I talk about my own body, of course, but also other people’s bodies, too — the bodies of white men I’ve known, from people I wanted to date to terrifying skinheads I once encountered. I write about the large, dark body of my Black father, and compare it to the body of my white mother — what did those bodies mean for the trajectory of their lives, and for how they approached parenting? I talk about female bodies, about fatness, about thinness, and so on. The essays are all corporeal in that way.
Q: How did your time as a student at Berkeley Law influence this book, and what might current students take away from reading it?
Nolan: This book lives and breathes identity: Blackness and whiteness and Mexicanness; womanhood and motherhood and being a daughter; class identity; fat identity, and so on. I hope reading my book reminds students they should not and, in fact, cannot leave their identities at the law school door. Nor should they let go of the knowledge, be it empirical, experiential, heart-based, or instinctual, that their identities give them.
There is no neutrality in law or in law school, but we run into trouble when we act like there is; when I was a student, way back when, there was a sense that we were supposed to think of the law as something neutral, and adopt a posture of neutrality, when in fact the law is simply codified opinions and preferences, and a posture of neutrality won’t serve any lawyer who is working for social justice. Students, especially students from communities that have been systematically excluded and marginalized, do not need to assume a stance of neutrality, nor should they accept the unspoken idea that the law itself is neutral. I hope that, in some little way, seeing me lead with identity and its richness inspires students to hold tight to who they are and where they come from.
Q: You write movingly about trying to uncover some of your family’s racial history, from the horrific murder of your great-great-grandmother by white supremacist vigilantes in Texas to the painful process of pulling back the curtain on your family’s history as slaveholders. Can you talk about that journey a bit, and why it’s so important to unveil these truths and make them part of the larger historical narrative?
Nolan: The journey was and is a bumpy one. I just wanted to understand myself and my family better, but what that actually meant was absorbing some brutally difficult information, like that my white forebears were human traffickers during chattel slavery. Or that my second-great grandmother was murdered, in her home and while visibly pregnant, by racist, self-styled law enforcement. I was interested in the stories of the people involved, and I wanted to understand what happened to them. But I was equally interested in the process of learning their stories, in how we come to know this kind of information and how we figure out what to do with it when we live in a culture that doesn’t like to deal with race or racism.
So I wrote about what it was like to work with librarians and map specialists and genealogists to authenticate the information my aunts and dad told me.
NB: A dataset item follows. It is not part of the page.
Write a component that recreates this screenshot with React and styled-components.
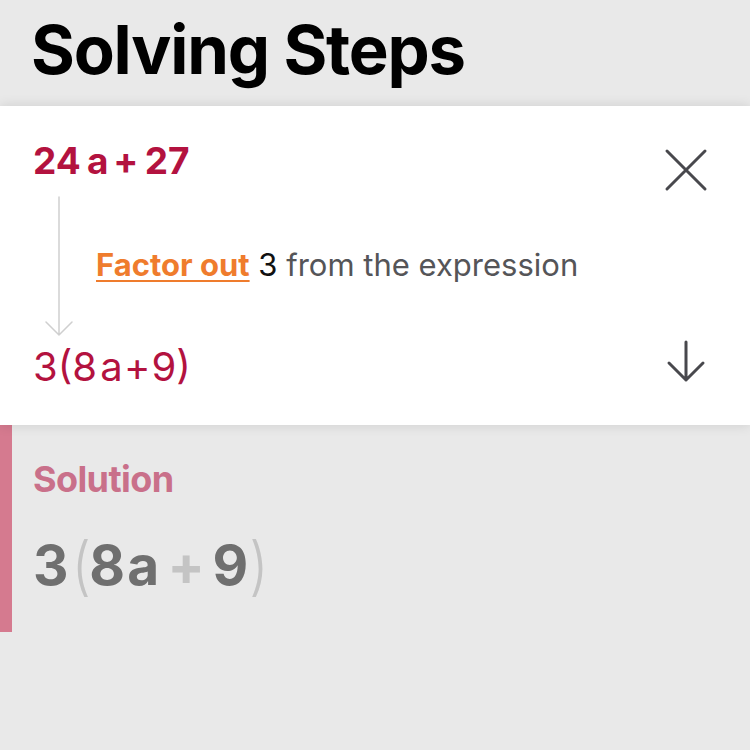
import React from 'react';
import styled, { createGlobalStyle } from 'styled-components';

const GlobalStyle = createGlobalStyle`
  html, body {
    margin: 0;
    padding: 0;
    background: #e9e9e9;
  }
  body {
    font-family: Inter, "Noto Sans", "Liberation Sans", sans-serif;
    -webkit-font-smoothing: antialiased;
  }
`;

const CloseIcon = () => (
  <svg width="48" height="48" viewBox="0 0 48 48" fill="none">
    <path d="M5 5 L43 43 M43 5 L5 43" stroke="#48484d" strokeWidth="3" strokeLinecap="round" />
  </svg>
);

const ArrowDownIcon = () => (
  <svg width="48" height="48" viewBox="0 0 48 48" fill="none">
    <path d="M24 5 V43 M7 26 L24 43 L41 26" stroke="#48484d" strokeWidth="3" strokeLinecap="round" strokeLinejoin="round" />
  </svg>
);

const Connector = () => (
  <ConnectorSvg width="63" height="160" viewBox="0 0 63 160" fill="none">
    <path d="M26 14 V152 M13 139 L26 152 L39 139" stroke="#cfcfcf" strokeWidth="1.5" strokeLinecap="round" />
  </ConnectorSvg>
);

export default function App() {
  return (
    <Page>
      <GlobalStyle />
      <Header>
        <Title>Solving Steps</Title>
      </Header>

      <Card>
        <StepRow $h={44}>
          <Expr $bold>
            24<Sym $ml={0.17} $mr={0.08}>a</Sym><Sym $ml={0.05} $mr={0.17}>+</Sym>27
          </Expr>
          <IconButton aria-label="Close" $offset={7}>
            <CloseIcon />
          </IconButton>
        </StepRow>

        <Transition>
          <Connector />
          <Explanation>
            <Action>Factor out</Action> <Value>3</Value> from the expression
          </Explanation>
        </Transition>

        <StepRow $h={48}>
          <Expr>
            3(8<Sym $ml={0.08}>a</Sym><Sym $ml={0.03} $mr={0.03}>+</Sym>9)
          </Expr>
          <IconButton aria-label="Next step" $offset={-6}>
            <ArrowDownIcon />
          </IconButton>
        </StepRow>
      </Card>

      <Solution>
        <SolutionLabel>Solution</SolutionLabel>
        <SolutionExpr>
          3<Faint $tall $ml={0.06} $mr={-0.03}>(</Faint>8<Sym $ml={0.04}>a</Sym><Faint $bold $ml={0.15} $mr={0.14}>+</Faint>9<Faint $tall $ml={0.02}>)</Faint>
        </SolutionExpr>
      </Solution>
    </Page>
  );
}

const Page = styled.div`
  min-height: 100vh;
  background: #e9e9e9;
  display: flex;
  flex-direction: column;
`;

const Header = styled.header`
  padding: 10px 0 16px 31px;
`;

const Title = styled.h1`
  margin: 0;
  font-size: 67px;
  line-height: 80px;
  font-weight: 700;
  letter-spacing: -1.2px;
  color: #000;
`;

const Card = styled.section`
  background: #fff;
  padding: 33px 40px 34px 33px;
  box-shadow: 0 0 12px rgba(0, 0, 0, 0.12);
  position: relative;
  z-index: 1;
  display: flex;
  flex-direction: column;
`;

const StepRow = styled.div`
  display: flex;
  justify-content: space-between;
  align-items: flex-start;
  height: ${p => p.$h}px;
`;

const Expr = styled.div`
  color: #b3123f;
  font-size: ${p => (p.$bold ? 37 : 40)}px;
  line-height: ${p => (p.$bold ? 44 : 48)}px;
  font-weight: ${p => (p.$bold ? 700 : 400)};
  white-space: nowrap;
`;

const Sym = styled.span`
  display: inline-block;
  margin-left: ${p => p.$ml || 0}em;
  margin-right: ${p => p.$mr || 0}em;
`;

const IconButton = styled.button`
  border: 0;
  padding: 0;
  background: none;
  display: flex;
  margin-top: ${p => p.$offset}px;
  cursor: pointer;
`;

const Transition = styled.div`
  display: flex;
  align-items: center;
  height: 160px;
`;

const ConnectorSvg = styled.svg`
  flex: none;
  display: block;
`;

const Explanation = styled.p`
  margin: 0;
  padding-top: 3px;
  font-size: 31px;
  line-height: 40px;
  color: #555558;
  white-space: nowrap;
`;

const Action = styled.span`
  color: #ef7c2d;
  font-weight: 700;
  text-decoration: underline;
  text-decoration-thickness: 2px;
  text-underline-offset: 4px;
`;

const Value = styled.span`
  color: #111;
`;

const Solution = styled.section`
  border-left: 12px solid #d57a8f;
  padding: 32px 0 35px 21px;
  display: flex;
  flex-direction: column;
`;

const SolutionLabel = styled.h2`
  margin: 0;
  font-size: 36px;
  line-height: 44px;
  font-weight: 700;
  letter-spacing: -0.6px;
  color: #c9708a;
`;

const SolutionExpr = styled.div`
  margin-top: 32px;
  font-size: 55px;
  line-height: 64px;
  font-weight: 700;
  color: #6f6f6f;
  white-space: nowrap;
`;

const Faint = styled.span`
  display: inline-block;
  color: #c4c4c4;
  font-weight: ${p => (p.$bold ? 700 : 300)};
  margin-left: ${p => p.$ml || 0}em;
  margin-right: ${p => p.$mr || 0}em;
  transform: ${p => (p.$tall ? 'scaleY(1.16)' : 'none')};
`;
I write about what it’s like to have friends who know about similar history in their families but who don’t want to dive deeply into the information. I write about how my own racialization and racial education impacts my ability to see my family members clearly, and to see the people we enslaved clearly, and perhaps even to see my own role as a person living on occupied land clearly.
The process is ongoing. I’m still sorting through what I’ve learned, and am still doing research to learn more.
Q: There are a lot of hard moments in this book, and yet there is an electrifying combination of defiance and optimism running through these essays. What do you want readers to take away from them?
Nolan: First, thank you for that wonderful compliment! I hope readers get to the last page and experience two things. First, the sense that they’ve brushed up against truths they didn’t know existed; or truths they knew existed but didn’t have words for. Both of those experiences call us to engage with a bit of defiance and optimism.
Second, I hope they come away with a deeper appreciation for the work their body is doing in our culture. Meaning, a deeper appreciation for how the political, historical, and personal collide in their bodies, and what that means for how they interact with other human beings and how they understand the story of their lives.
My body, with its “in-betweenness,” is somewhat different than many people’s bodies, and that gives me particular insights; but we all have bodies, and therefore we’re all implicated in the systems of race, gender, and class that choreograph our culture. We can all relate, on some level, to being liberated, or empowered, or made safe, or made unsafe by our bodies, by what other people make of them. We can all relate to the frictions and joys that emerge when we move through the world as embodied beings.
So I hope all readers feel truth in the book, whether it takes the form of feeling seen and validated, or of revelation and insight.